The GEIX is designed as a currency-neutral way of summarising the performance of quoted companies in renewable energy and energy technology. It is based on the market performance of the 50 largest companies quoted around the world which derive at least half of their market value from activities in sectors covered by New Energy Finance. For definitions of the sectors, see http://www.newenergyfinance.com/NEF/HTML/Sectors.html. The GEIX contains companies in seven countries, quoted on ten different stock markets. Companies quoted only on over-the-counter markets are excluded. The aggregate market capitalisation of the companies in the index on 1 January 2005 was USD 14.6 billion. At the start of Q3 2005 it is USD 20.7 billion. Weighting is based on market capitalisation on that date, with no cap. No attempt is made to balance the GEIX's exposure to different markets, currencies or sectors. The GEIX does not represent the returns available to any particular investor due to currency fluctuations, available float, dividend policies and other factors.

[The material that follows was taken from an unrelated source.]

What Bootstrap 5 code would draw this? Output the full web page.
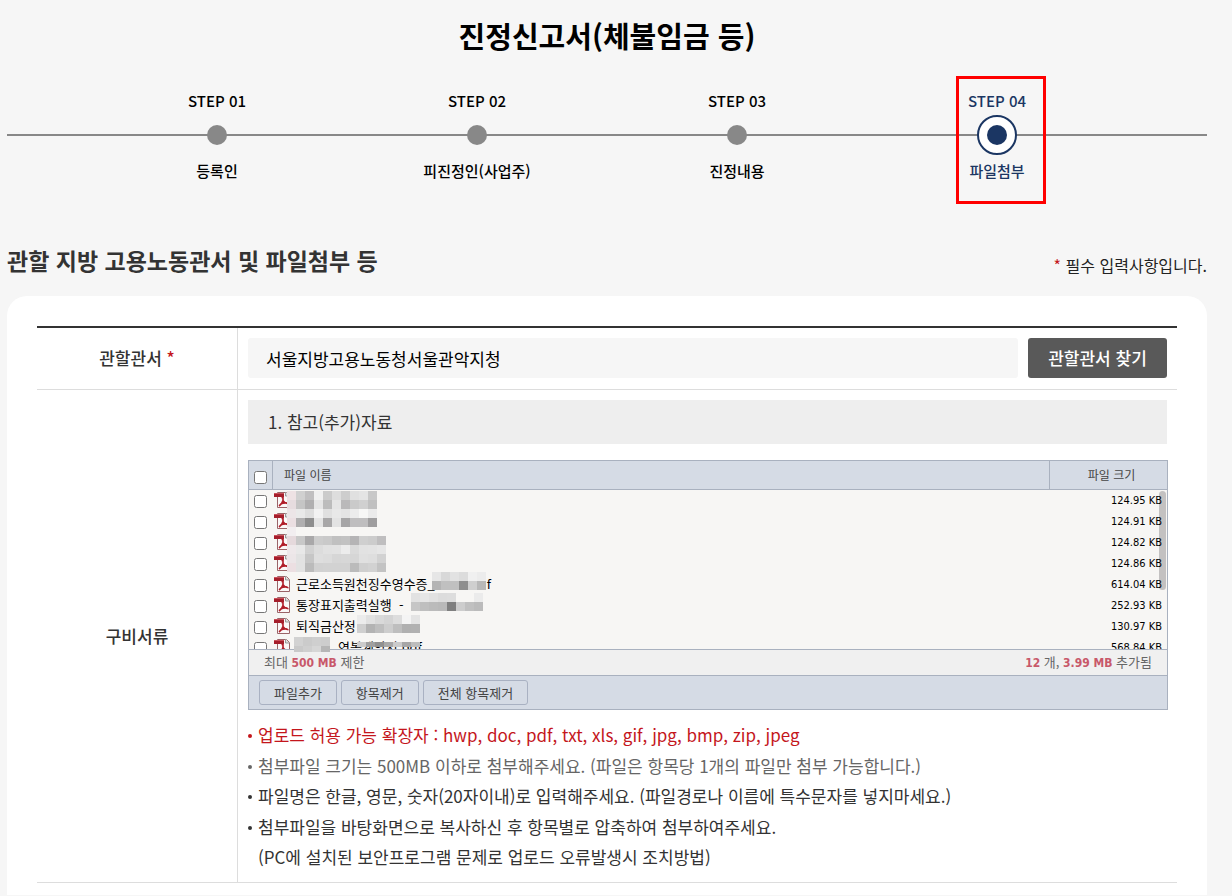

It is calculated on the basis of movements in the total market capitalisation of each company from the beginning of the reference period in the currency of the main market on which it is quoted. Share prices, numbers of shares and information about rights issues, exercise of warrants etc are taken from the main market on which each company is quoted and where a company is quoted on multiple markets, the share price used is that from the market we judge as offering most liquidity. No adjustment is made for management or other options outstanding. The value of the GEIX was set at 1000 on 1 January 2005. New Energy Finance relies on publicly available information on constituent companies which it selects and manipulates with resonable care. New Energy Finance does not guarantee that calculation of the GEIX does not contain errors and accepts no liability for investment decisions taken as a result of the information provided.